C'est une bonne question. Vous pouvez la poser à notre label en écrivant à cette adresse : BOX 50320, London, UK. W4 2YG.

Pourquoi un tel nom, BOY CRISIS ?
C'est un acronyme : Brilliant Opportunistic Youth Creating Really Interesting Sounds In Space.

Crise économique ou crise d'identité ?
Boy Crisis.

Quel est le secret pour soupirer comme ça ?
Il n'y a pas vraiment de secret : exercices réguliers et régime sain.

Quand on écoute des chansons comme "Chicken Song" ou "All That She Wants", c'est difficile de vous trouver sérieux. En réalité, vous l'êtes ou cherchez juste à vous amuser ?
"Amusement" et "sérieux" ne doivent pas forcément s'opposer. Tu peux sérieusement t'amuser. Nous sommes cinq personnes différentes qui font de la musique pour plusieurs raisons, dont s'amuser, et aussi le désir humain de créer des choses qui semblent ne rien exprimer d'utile au delà de leur esthétique, et puis l'envie de parraître aussi attractif que possible pour les filles. Certains de ses désirs peuvent parfois entrer en conflit avec les autres. Personne n'a un seul but clair et précis de faire quelque chose. Nous prenons juste nos différents désirs et peurs et les confrontons pour en faire quelque chose semblant logique et rationnel.

Vous buvez du thé ?
Yeah.

Quand allez-vous jouer en France ?
Dès que quelqu'un veut nous payer nos billets d'avion.

Si tu étais une femme célèbre ?
Je jouerais beaucoup avec mes seins.


magnifique photo trouvée sur leur site
thanks to Victor Vazquez and Lee Pender.

14.4.09

Grand n'importe-quoi obscène



Boy Crisis.
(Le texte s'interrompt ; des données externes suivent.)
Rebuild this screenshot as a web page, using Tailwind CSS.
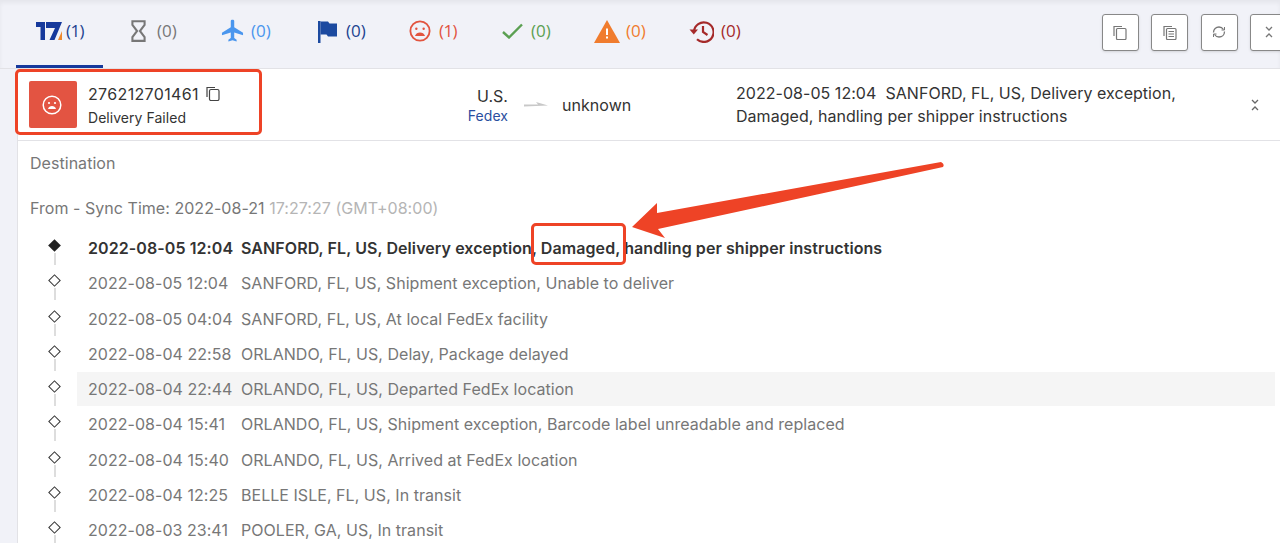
<!DOCTYPE html>
<html lang="en">
<head>
  <meta charset="UTF-8" />
  <title>Tracking result</title>
  <script src="https://cdn.jsdelivr.net/npm/@tailwindcss/browser@4"></script>
</head>
<body class="relative h-[543px] w-[1280px] overflow-hidden bg-[#f1f2f8] font-['Inter',sans-serif] text-[#333] tracking-[0.04px]">

  <!-- Status tabs -->
  <div class="flex h-[69px] items-center border-b border-[#e2e2e6] font-['Open_Sans',sans-serif] text-[17px] tracking-normal shadow-[inset_0_3px_4px_rgba(0,0,0,0.05)]">
    <div class="ml-4 flex h-[68px] w-[87px] items-center gap-[4px] border-b-[3px] border-[#16399c] pb-[3px] pl-[20px] text-[#1c4390]">
      <svg width="26" height="20" viewBox="0 0 26 20"><path d="M0 1h9v18H4.500V6H0z" fill="#16399c"/><path d="M10 1h16l-7.500 18h-5l5.500-12H10z" fill="#16399c"/><path d="M26 10v9h-4z" fill="#f08a2e"/></svg>
      <span class="tracking-[-0.6px]">(1)</span>
    </div>
    <div class="ml-[28px] flex w-[90px] items-center gap-[11px] pb-[6px] text-[#777]">
      <svg width="15" height="24" viewBox="0 0 16 24" fill="none" stroke="#777" stroke-width="2.200"><path d="M1.500 1.500h13v4L9.500 12l5 6.500v4h-13v-4l5-6.500-5-6.500z"/></svg>
      <span>(0)</span>
    </div>
    <div class="flex w-[97px] items-center gap-[7px] pb-[6px] text-[#4a96ee]">
      <svg width="23" height="24" viewBox="0 0 24 24" fill="#4a96ee"><path d="M10.200 1.500c0-.8.800-1.200 1.800-1.200s1.800.4 1.800 1.200v6.700L23 13.800v2.600l-9.200-2.900v5.700l2.500 2v1.800L12 21.700 7.700 23v-1.800l2.500-2v-5.700L1 16.400v-2.600l9.200-5.600z"/></svg>
      <span>(0)</span>
    </div>
    <div class="flex w-[91px] items-center gap-[9px] pb-[6px] text-[#1c4390]">
      <svg width="19" height="23" viewBox="0 0 19 23" fill="#1c4aa0"><path d="M0 1h2.500v22H0z"/><path d="M2.500 1.500H10l1.500 2H19v13H10l-1.500-2h-6z"/></svg>
      <span>(0)</span>
    </div>
    <div class="flex w-[93px] items-center gap-[8px] pb-[6px] text-[#e2543f]">
      <svg width="22" height="22" viewBox="0 0 24 24" fill="none" stroke="#e2543f" stroke-width="2"><circle cx="12" cy="12" r="10.500"/><circle cx="8" cy="9.500" r="1.300" fill="#e2543f" stroke="none"/><circle cx="16" cy="9.500" r="1.300" fill="#e2543f" stroke="none"/><path d="M6.500 17.500c1-3 3-4 5.500-4s4.500 1 5.500 4z" fill="#e2543f" stroke="none"/></svg>
      <span class="tracking-[-0.6px]">(1)</span>
    </div>
    <div class="flex w-[92px] items-center gap-[8px] pb-[6px] text-[#5ba052]">
      <svg width="21" height="16" viewBox="0 0 21 16" fill="none" stroke="#5ba052" stroke-width="2.400"><path d="M1 9l6 5.500L20 1.500"/></svg>
      <span>(0)</span>
    </div>
    <div class="flex w-[95px] items-center gap-[6px] pb-[6px] text-[#f07c2e]">
      <svg width="26" height="23" viewBox="0 0 26 23"><path d="M13 0l13 23H0z" fill="#f07c2e"/><path d="M12 8.500h2v6.500h-2zM12 16.500h2v2h-2z" fill="#fff"/></svg>
      <span>(0)</span>
    </div>
    <div class="flex items-center gap-[7px] pb-[6px] text-[#a52a2a]">
      <svg width="25" height="23" viewBox="0 0 25 23" fill="none" stroke="#a52a2a" stroke-width="2.200"><path d="M5 11.500a9.800 9.800 0 1 1 3 7.700"/><path d="M0.500 9.500h8.500L4.800 14.500z" fill="#a52a2a" stroke="none"/><path d="M14 6v6l4.500 3"/></svg>
      <span>(0)</span>
    </div>

    <!-- Toolbar buttons -->
    <div class="ml-auto -mr-[7px] -mt-[4px] flex gap-[12.500px]">
      <button class="flex h-[37px] w-[37px] items-center justify-center rounded-[3px] border border-[#888] bg-white shadow-sm">
        <svg width="14" height="15" viewBox="0 0 14 15" fill="none" stroke="#777" stroke-width="1.200"><path d="M1 11V1.500h8"/><rect x="3.500" y="3.500" width="9.500" height="11" rx="1"/></svg>
      </button>
      <button class="flex h-[37px] w-[37px] items-center justify-center rounded-[3px] border border-[#888] bg-white shadow-sm">
        <svg width="14" height="15" viewBox="0 0 14 15" fill="none" stroke="#777" stroke-width="1.200"><path d="M1 11V1.500h8"/><rect x="3.500" y="3.500" width="9.500" height="11" rx="1"/><path d="M5.500 6.500h5.500M5.500 9h5.500M5.500 11.500h5.500"/></svg>
      </button>
      <button class="flex h-[37px] w-[37px] items-center justify-center rounded-[3px] border border-[#888] bg-white shadow-sm">
        <svg width="14" height="12" viewBox="0 0 14 12" fill="none" stroke="#777" stroke-width="1.300"><path d="M1.500 6.500C1.500 3 4 1 7 1c2 0 3.500 1 4.500 2.500"/><path d="M12.500 5.500C12.500 9 10 11 7 11c-2 0-3.500-1-4.500-2.500"/><path d="M9.500 4h3V1M4.500 8h-3v3" stroke-width="1"/></svg>
      </button>
      <button class="flex h-[37px] w-[37px] items-center justify-center rounded-[3px] border border-[#888] bg-white shadow-sm">
        <svg width="8" height="12" viewBox="0 0 8 12" fill="none" stroke="#777" stroke-width="1.300"><path d="M1 1l3 3 3-3M1 11l3-3 3 3"/></svg>
      </button>
    </div>
  </div>

  <!-- Result card -->
  <div class="ml-[17px] h-[474px] border-l border-[#e2e2e6] bg-white">
    <div class="flex h-[72px] items-center border-b border-[#e2e2e6] text-[16px]">
      <div class="ml-[11px] flex h-[47px] w-[48px] items-center justify-center rounded-[2px] bg-[#e35442]">
        <svg class="-ml-[2px]" width="20" height="20" viewBox="0 0 20 20" fill="none" stroke="#fff" stroke-width="1.500"><circle cx="10" cy="10" r="8.800"/><circle cx="7" cy="8" r="1.100" fill="#fff" stroke="none"/><circle cx="13" cy="8" r="1.100" fill="#fff" stroke="none"/><path d="M6 14c.7-2.200 2.200-3 4-3s3.300.8 4 3z" fill="#fff" stroke="none"/></svg>
      </div>
      <div class="ml-[11px] w-[170px]">
        <div class="flex items-center gap-[7px] leading-[22px]">
          <span class="tracking-[0.35px]">276212701461</span>
          <svg class="-mt-[1px]" width="14" height="15" viewBox="0 0 14 15" fill="none" stroke="#444" stroke-width="1.200"><path d="M1 11V1.500h8"/><rect x="3.500" y="3.500" width="9.500" height="11" rx="1.500"/></svg>
        </div>
        <div class="mt-[4px] text-[14px] leading-[18px]">Delivery Failed</div>
      </div>
      <div class="ml-[188px] w-[62px] text-right">
        <div class="leading-[22px]">U.S.</div>
        <div class="text-[14px] leading-[18px] text-[#2a4ea0]">Fedex</div>
      </div>
      <svg class="ml-[16px]" width="25" height="8" viewBox="0 0 25 8"><path d="M0 3.500h14L12 1l12 3.500-24 1z" fill="#c8c8c8"/></svg>
      <div class="ml-[13px] w-[174px]">unknown</div>
      <div class="w-[470px] leading-[23px]">2022-08-05 12:04&nbsp; SANFORD, FL, US, Delivery exception, Damaged, handling per shipper instructions</div>
      <svg class="ml-[45px]" width="8" height="12" viewBox="0 0 8 12" fill="none" stroke="#666" stroke-width="1.300"><path d="M1 1l3 3 3-3M1 11l3-3 3 3"/></svg>
    </div>

    <div class="px-3 text-[16px] text-[#777]">
      <div class="pt-[12px] leading-[20px]">Destination</div>
      <div class="mt-[25px] leading-[20px]">From - Sync Time: 2022-08-21 <span class="text-[#b5b5b5]">17:27:27 (GMT+08:00)</span></div>
    </div>

    <!-- Timeline, filled in below -->
    <ul id="events" class="mt-[12.500px] text-[16px] text-[#777]">
      <li class="flex h-[35.250px] items-center font-semibold tracking-[0.08px] text-[#333]">
        <span class="relative ml-[32px] -mt-[5px] h-[9px] w-[9px]">
          <span class="block h-full w-full rotate-45 bg-[#222]"></span>
          <span class="absolute left-[3.500px] top-[12px] h-[12px] w-[2px] bg-[#ddd]"></span>
        </span>
        <span class="ml-[18px] flex h-[34px] w-[1198px] items-center pl-[11px]"><span class="w-[153px]">2022-08-05 12:04</span><span>SANFORD, FL, US, Delivery exception, Damaged, handling per shipper instructions</span></span>
      </li>
    </ul>
  </div>

  <!-- Screenshot annotations -->
  <div class="absolute left-[15px] top-[69px] h-[66px] w-[247px] rounded-[5px] border-[3px] border-[#ee4326]"></div>
  <div class="absolute left-[531px] top-[223px] h-[42px] w-[95px] rounded-[5px] border-[3px] border-[#ee4326]"></div>
  <svg class="absolute left-[625px] top-[155px]" width="325" height="85" viewBox="0 0 325 85"><path d="M7 72 L32 48 L32 58 L316 7 Q320 9 318 12 L33 74 L40 83 Z" fill="#ee4326"/></svg>

  <script>
    const events = [
      ['2022-08-05 12:04', 'SANFORD, FL, US, Shipment exception, Unable to deliver'],
      ['2022-08-05 04:04', 'SANFORD, FL, US, At local FedEx facility'],
      ['2022-08-04 22:58', 'ORLANDO, FL, US, Delay, Package delayed'],
      ['2022-08-04 22:44', 'ORLANDO, FL, US, Departed FedEx location'],
      ['2022-08-04 15:41', 'ORLANDO, FL, US, Shipment exception, Barcode label unreadable and replaced'],
      ['2022-08-04 15:40', 'ORLANDO, FL, US, Arrived at FedEx location'],
      ['2022-08-04 12:25', 'BELLE ISLE, FL, US, In transit'],
      ['2022-08-03 23:41', 'POOLER, GA, US, In transit'],
    ];

    const list = document.getElementById('events');
    events.forEach(([time, text], index) => {
      const row = document.createElement('li');
      row.className = 'flex h-[35.250px] items-center';
      row.innerHTML = `
        <span class="relative ml-[32px] -mt-[5px] h-[9px] w-[9px]">
          <span class="block h-full w-full rotate-45 border border-[#333]"></span>
          <span class="absolute left-[3.500px] top-[12px] h-[12px] w-[2px] bg-[#ddd]"></span>
        </span>
        <span class="ml-[18px] flex h-[34px] w-[1198px] items-center pl-[11px] ${index === 3 ? 'bg-[#f5f5f5]' : ''}"><span class="w-[153px]">${time}</span><span>${text}</span></span>
      `;
      list.appendChild(row);
    });
  </script>
</body>
</html>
Encore un groupe de New York qui fait parler de lui (même si leur myspace dit qu'ils viennent d'Irak). Des potes des MGMT en plus. Sauf que ces sales gosses là n'ont pas encore d'album, à peine une poignée de chansons bidouillées, absurdes, et souvent parlant de fesses. Mais le NME les aime déjà. Et nous sommes bien d'accord avec l'hebdo anglais cette fois-ci.
"Dressed To Digress" n'a étrangement pas été un super tube en 2008, il le sera peut-être cette année. En tout cas, ce morceau a du potentiel (les soupirs suggestifs du chanteur-plein-de-poils y sont pour beaucoup dans l'affaire ). Dans la même veine, vous pourrez écouter "L'Homme", "1981", "Ganglion Of Lightnings" et l'absurde "chicken song", et ensuite clamer la bonne nouvelle, en passant ces sensuels mélanges d'electro et de pop à toutes vos soirées.



En plus, Boy Crisis voue un culte aux ours qui font du vélo. Ça rajoute beaucoup à leur crédibilité.